**** Data section ****

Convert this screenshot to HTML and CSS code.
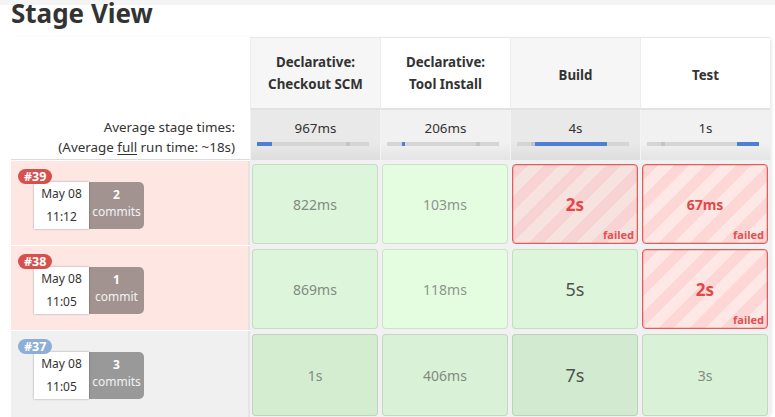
FILE: index.html
```html
<!DOCTYPE html>
<html>
<head>
<meta charset="utf-8">
<link rel="stylesheet" href="styles.css">
</head>
<body>
<h1 class="title">Stage View</h1>
<div class="sv">
  <div class="corner"></div>
  <div class="sh odd">Declarative:<br>Checkout SCM</div>
  <div class="sh even">Declarative:<br>Tool Install</div>
  <div class="sh odd single">Build</div>
  <div class="sh even single">Test</div>

  <div class="avg-label">Average stage times:<br>(Average <u>full</u> run time: ~18s)</div>
  <div class="avg odd"><div class="avg-val">967ms</div><div class="bar"><i class="tick" style="left:89px"></i><b style="margin-left:0;width:15px"></b></div></div>
  <div class="avg even"><div class="avg-val">206ms</div><div class="bar"><i class="tick" style="left:89px"></i><b style="margin-left:15px;width:3px"></b></div></div>
  <div class="avg odd"><div class="avg-val">4s</div><div class="bar"><i class="tick" style="left:14px"></i><b style="margin-left:18px;width:72px"></b></div></div>
  <div class="avg even"><div class="avg-val">1s</div><div class="bar"><i class="tick" style="left:14px"></i><b style="margin-left:90px;width:23px"></b></div></div>

  <div class="build failed">
    <span class="badge red">#39</span>
    <div class="info">
      <div class="date">May 08<br>11:12</div>
      <div class="commits"><strong>2</strong><span>commits</span></div>
    </div>
  </div>
  <div class="cell"><div class="box ok c-mid">822ms</div></div>
  <div class="cell"><div class="box ok light c-light">103ms</div></div>
  <div class="cell"><div class="box fail dim big">2s<span class="flag">failed</span></div></div>
  <div class="cell"><div class="box fail">67ms<span class="flag">failed</span></div></div>

  <div class="build failed">
    <span class="badge red">#38</span>
    <div class="info">
      <div class="date">May 08<br>11:05</div>
      <div class="commits"><strong>1</strong><span>commit</span></div>
    </div>
  </div>
  <div class="cell"><div class="box ok c-mid">869ms</div></div>
  <div class="cell"><div class="box ok light c-light">118ms</div></div>
  <div class="cell"><div class="box ok c-dark">5s</div></div>
  <div class="cell"><div class="box fail big">2s<span class="flag">failed</span></div></div>

  <div class="build aborted">
    <span class="badge blue">#37</span>
    <div class="info">
      <div class="date">May 08<br>11:05</div>
      <div class="commits"><strong>3</strong><span>commits</span></div>
    </div>
  </div>
  <div class="cell"><div class="box ok g1 c-mid">1s</div></div>
  <div class="cell"><div class="box ok g2 c-mid">406ms</div></div>
  <div class="cell"><div class="box ok g3 c-dark">7s</div></div>
  <div class="cell"><div class="box ok g4 c-mid">3s</div></div>
</div>
</body>
</html>
```

FILE: styles.css
```css
html, body {
  margin: 0;
  padding: 0;
}
body {
  width: 775px;
  height: 417px;
  overflow: hidden;
  background: linear-gradient(#f4f4f4 0 5px, #ffffff 5px);
  font-family: "Noto Sans", "DejaVu Sans", sans-serif;
  color: #333;
}
.title {
  margin: 0 0 11px 11px;
  font-size: 26px;
  line-height: 26px;
  font-weight: bold;
  color: #333;
}
.sv {
  display: grid;
  grid-template-columns: 239px repeat(4, 130px);
  grid-template-rows: 73px 50px 85px 85px 87px;
  margin-left: 11px;
  width: 759px;
  box-shadow: 3px 0 4px -2px rgba(0,0,0,0.12);
}
.corner {
  background: #fff;
}
.sh {
  display: flex;
  align-items: center;
  justify-content: center;
  text-align: center;
  font-weight: bold;
  font-size: 13.3px;
  line-height: 22px;
  color: #333;
  border-top: 1px solid #e8e8e8;
  border-bottom: 2px solid #e2e2e2;
}
.sh.single { padding-top: 3px; }
.sh.odd { background: #f6f6f6; border-left: 1px solid #ececec; }
.sh.even { background: #fff; border-left: 1px solid #ececec; }
.avg-label {
  text-align: right;
  font-size: 13.4px;
  line-height: 20px;
  padding: 7px 15px 0 0;
  background: #fff;
  color: #333;
  border-bottom: 1px solid #dcdcdc;
}
.avg-label u { text-decoration-thickness: 1px; text-underline-offset: 2px; }
.avg {
  padding-top: 9px;
  border-left: 1px solid #f4f4f4;
}
.avg.odd { background: linear-gradient(#e9e9e9 65%, #dedede); }
.avg.even { background: linear-gradient(#f1f1f1 65%, #e4e4e4); }
.avg-val {
  text-align: center;
  font-size: 13.4px;
  line-height: 18px;
  color: #333;
}
.bar {
  position: relative;
  display: flex;
  height: 4px;
  margin: 5px 11px 0 6px;
  background: #d5d5d5;
}
.bar b {
  display: block;
  height: 4px;
  background: #4d7fd3;
  position: relative;
}
.bar .tick {
  position: absolute;
  top: 0;
  width: 4px;
  height: 4px;
  background: #c4c4c4;
}
.build {
  margin-top: 1px;
  padding: 8px 0 0 7px;
  border-right: 2px solid #e4e4e4;
  display: flex;
  flex-direction: column;
  align-items: flex-start;
}
.build.failed { background: #fee7e3; }
.build.aborted { background: #f0f0f0; }
.badge {
  position: relative;
  z-index: 1;
  display: block;
  height: 15px;
  line-height: 15px;
  padding: 0 6px;
  border-radius: 8px;
  font-size: 12.5px;
  font-weight: bold;
  color: #fff;
}
.badge.red { background: #d6504d; }
.badge.blue { background: #8daed6; }
.info {
  display: flex;
  margin: -2px 0 0 16px;
}
.date {
  width: 55px;
  height: 47px;
  box-sizing: border-box;
  background: #fff;
  box-shadow: 0 0 2px rgba(0,0,0,0.35);
  text-align: center;
  font-size: 12px;
  line-height: 23px;
  color: #333;
}
.commits {
  width: 55px;
  height: 47px;
  box-sizing: border-box;
  padding-top: 5px;
  display: flex;
  flex-direction: column;
  align-items: center;
  background: rgba(0,0,0,0.36);
  border-radius: 0 5px 5px 0;
  color: #fff;
  font-size: 12px;
}
.commits strong { line-height: 16px; }
.commits span { line-height: 18px; color: #f2f2f2; }
.cell {
  background: #f1f1f1;
  padding: 4px 2px 1px;
}
.box {
  position: relative;
  height: 100%;
  box-sizing: border-box;
  border-radius: 4px;
  border: 1px solid rgba(0,0,0,0.1);
  display: flex;
  align-items: center;
  justify-content: center;
  font-size: 14px;
}
.box.ok { background: #ddf5da; }
.box.light { background: #e4fde1; }
.box.g1 { background: #d4edd1; }
.box.g2 { background: #d9f1d6; }
.box.g3 { background: #d2eacf; }
.box.g4 { background: #d9f1d6; }
.c-mid { color: #838a82; }
.c-light { color: #8e958d; }
.c-dark { color: #4d514c; font-size: 18px; }
.box.fail {
  border: 1px solid #e25a5a;
  box-shadow: inset 0 0 0 1px rgba(226,90,90,0.25);
  background: repeating-linear-gradient(135deg, #fdd6d6 0 11px, #fee8e5 11px 22px);
  color: #e04848;
  font-weight: bold;
}
.box.fail.dim {
  background: repeating-linear-gradient(135deg, #f8d3d3 0 11px, #f6e2de 11px 22px);
}
.box.big { font-size: 17px; }
.flag {
  position: absolute;
  right: 3px;
  bottom: 1px;
  font-size: 11px;
  line-height: 14px;
  font-weight: bold;
  color: #e05252;
}
```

****

> Given request
Leave out all pictures, then copy the remaining material exactly.

> Solution for this task
Convert this screenshot to HTML and CSS code.
FILE: index.html
```html
<!DOCTYPE html>
<html>
<head>
<meta charset="utf-8">
<link rel="stylesheet" href="styles.css">
</head>
<body>
<h1 class="title">Stage View</h1>
<div class="sv">
  <div class="corner"></div>
  <div class="sh odd">Declarative:<br>Checkout SCM</div>
  <div class="sh even">Declarative:<br>Tool Install</div>
  <div class="sh odd single">Build</div>
  <div class="sh even single">Test</div>

  <div class="avg-label">Average stage times:<br>(Average <u>full</u> run time: ~18s)</div>
  <div class="avg odd"><div class="avg-val">967ms</div><div class="bar"><i class="tick" style="left:89px"></i><b style="margin-left:0;width:15px"></b></div></div>
  <div class="avg even"><div class="avg-val">206ms</div><div class="bar"><i class="tick" style="left:89px"></i><b style="margin-left:15px;width:3px"></b></div></div>
  <div class="avg odd"><div class="avg-val">4s</div><div class="bar"><i class="tick" style="left:14px"></i><b style="margin-left:18px;width:72px"></b></div></div>
  <div class="avg even"><div class="avg-val">1s</div><div class="bar"><i class="tick" style="left:14px"></i><b style="margin-left:90px;width:23px"></b></div></div>

  <div class="build failed">
    <span class="badge red">#39</span>
    <div class="info">
      <div class="date">May 08<br>11:12</div>
      <div class="commits"><strong>2</strong><span>commits</span></div>
    </div>
  </div>
  <div class="cell"><div class="box ok c-mid">822ms</div></div>
  <div class="cell"><div class="box ok light c-light">103ms</div></div>
  <div class="cell"><div class="box fail dim big">2s<span class="flag">failed</span></div></div>
  <div class="cell"><div class="box fail">67ms<span class="flag">failed</span></div></div>

  <div class="build failed">
    <span class="badge red">#38</span>
    <div class="info">
      <div class="date">May 08<br>11:05</div>
      <div class="commits"><strong>1</strong><span>commit</span></div>
    </div>
  </div>
  <div class="cell"><div class="box ok c-mid">869ms</div></div>
  <div class="cell"><div class="box ok light c-light">118ms</div></div>
  <div class="cell"><div class="box ok c-dark">5s</div></div>
  <div class="cell"><div class="box fail big">2s<span class="flag">failed</span></div></div>

  <div class="build aborted">
    <span class="badge blue">#37</span>
    <div class="info">
      <div class="date">May 08<br>11:05</div>
      <div class="commits"><strong>3</strong><span>commits</span></div>
    </div>
  </div>
  <div class="cell"><div class="box ok g1 c-mid">1s</div></div>
  <div class="cell"><div class="box ok g2 c-mid">406ms</div></div>
  <div class="cell"><div class="box ok g3 c-dark">7s</div></div>
  <div class="cell"><div class="box ok g4 c-mid">3s</div></div>
</div>
</body>
</html>
```

FILE: styles.css
```css
html, body {
  margin: 0;
  padding: 0;
}
body {
  width: 775px;
  height: 417px;
  overflow: hidden;
  background: linear-gradient(#f4f4f4 0 5px, #ffffff 5px);
  font-family: "Noto Sans", "DejaVu Sans", sans-serif;
  color: #333;
}
.title {
  margin: 0 0 11px 11px;
  font-size: 26px;
  line-height: 26px;
  font-weight: bold;
  color: #333;
}
.sv {
  display: grid;
  grid-template-columns: 239px repeat(4, 130px);
  grid-template-rows: 73px 50px 85px 85px 87px;
  margin-left: 11px;
  width: 759px;
  box-shadow: 3px 0 4px -2px rgba(0,0,0,0.12);
}
.corner {
  background: #fff;
}
.sh {
  display: flex;
  align-items: center;
  justify-content: center;
  text-align: center;
  font-weight: bold;
  font-size: 13.3px;
  line-height: 22px;
  color: #333;
  border-top: 1px solid #e8e8e8;
  border-bottom: 2px solid #e2e2e2;
}
.sh.single { padding-top: 3px; }
.sh.odd { background: #f6f6f6; border-left: 1px solid #ececec; }
.sh.even { background: #fff; border-left: 1px solid #ececec; }
.avg-label {
  text-align: right;
  font-size: 13.4px;
  line-height: 20px;
  padding: 7px 15px 0 0;
  background: #fff;
  color: #333;
  border-bottom: 1px solid #dcdcdc;
}
.avg-label u { text-decoration-thickness: 1px; text-underline-offset: 2px; }
.avg {
  padding-top: 9px;
  border-left: 1px solid #f4f4f4;
}
.avg.odd { background: linear-gradient(#e9e9e9 65%, #dedede); }
.avg.even { background: linear-gradient(#f1f1f1 65%, #e4e4e4); }
.avg-val {
  text-align: center;
  font-size: 13.4px;
  line-height: 18px;
  color: #333;
}
.bar {
  position: relative;
  display: flex;
  height: 4px;
  margin: 5px 11px 0 6px;
  background: #d5d5d5;
}
.bar b {
  display: block;
  height: 4px;
  background: #4d7fd3;
  position: relative;
}
.bar .tick {
  position: absolute;
  top: 0;
  width: 4px;
  height: 4px;
  background: #c4c4c4;
}
.build {
  margin-top: 1px;
  padding: 8px 0 0 7px;
  border-right: 2px solid #e4e4e4;
  display: flex;
  flex-direction: column;
  align-items: flex-start;
}
.build.failed { background: #fee7e3; }
.build.aborted { background: #f0f0f0; }
.badge {
  position: relative;
  z-index: 1;
  display: block;
  height: 15px;
  line-height: 15px;
  padding: 0 6px;
  border-radius: 8px;
  font-size: 12.5px;
  font-weight: bold;
  color: #fff;
}
.badge.red { background: #d6504d; }
.badge.blue { background: #8daed6; }
.info {
  display: flex;
  margin: -2px 0 0 16px;
}
.date {
  width: 55px;
  height: 47px;
  box-sizing: border-box;
  background: #fff;
  box-shadow: 0 0 2px rgba(0,0,0,0.35);
  text-align: center;
  font-size: 12px;
  line-height: 23px;
  color: #333;
}
.commits {
  width: 55px;
  height: 47px;
  box-sizing: border-box;
  padding-top: 5px;
  display: flex;
  flex-direction: column;
  align-items: center;
  background: rgba(0,0,0,0.36);
  border-radius: 0 5px 5px 0;
  color: #fff;
  font-size: 12px;
}
.commits strong { line-height: 16px; }
.commits span { line-height: 18px; color: #f2f2f2; }
.cell {
  background: #f1f1f1;
  padding: 4px 2px 1px;
}
.box {
  position: relative;
  height: 100%;
  box-sizing: border-box;
  border-radius: 4px;
  border: 1px solid rgba(0,0,0,0.1);
  display: flex;
  align-items: center;
  justify-content: center;
  font-size: 14px;
}
.box.ok { background: #ddf5da; }
.box.light { background: #e4fde1; }
.box.g1 { background: #d4edd1; }
.box.g2 { background: #d9f1d6; }
.box.g3 { background: #d2eacf; }
.box.g4 { background: #d9f1d6; }
.c-mid { color: #838a82; }
.c-light { color: #8e958d; }
.c-dark { color: #4d514c; font-size: 18px; }
.box.fail {
  border: 1px solid #e25a5a;
  box-shadow: inset 0 0 0 1px rgba(226,90,90,0.25);
  background: repeating-linear-gradient(135deg, #fdd6d6 0 11px, #fee8e5 11px 22px);
  color: #e04848;
  font-weight: bold;
}
.box.fail.dim {
  background: repeating-linear-gradient(135deg, #f8d3d3 0 11px, #f6e2de 11px 22px);
}
.box.big { font-size: 17px; }
.flag {
  position: absolute;
  right: 3px;
  bottom: 1px;
  font-size: 11px;
  line-height: 14px;
  font-weight: bold;
  color: #e05252;
}
```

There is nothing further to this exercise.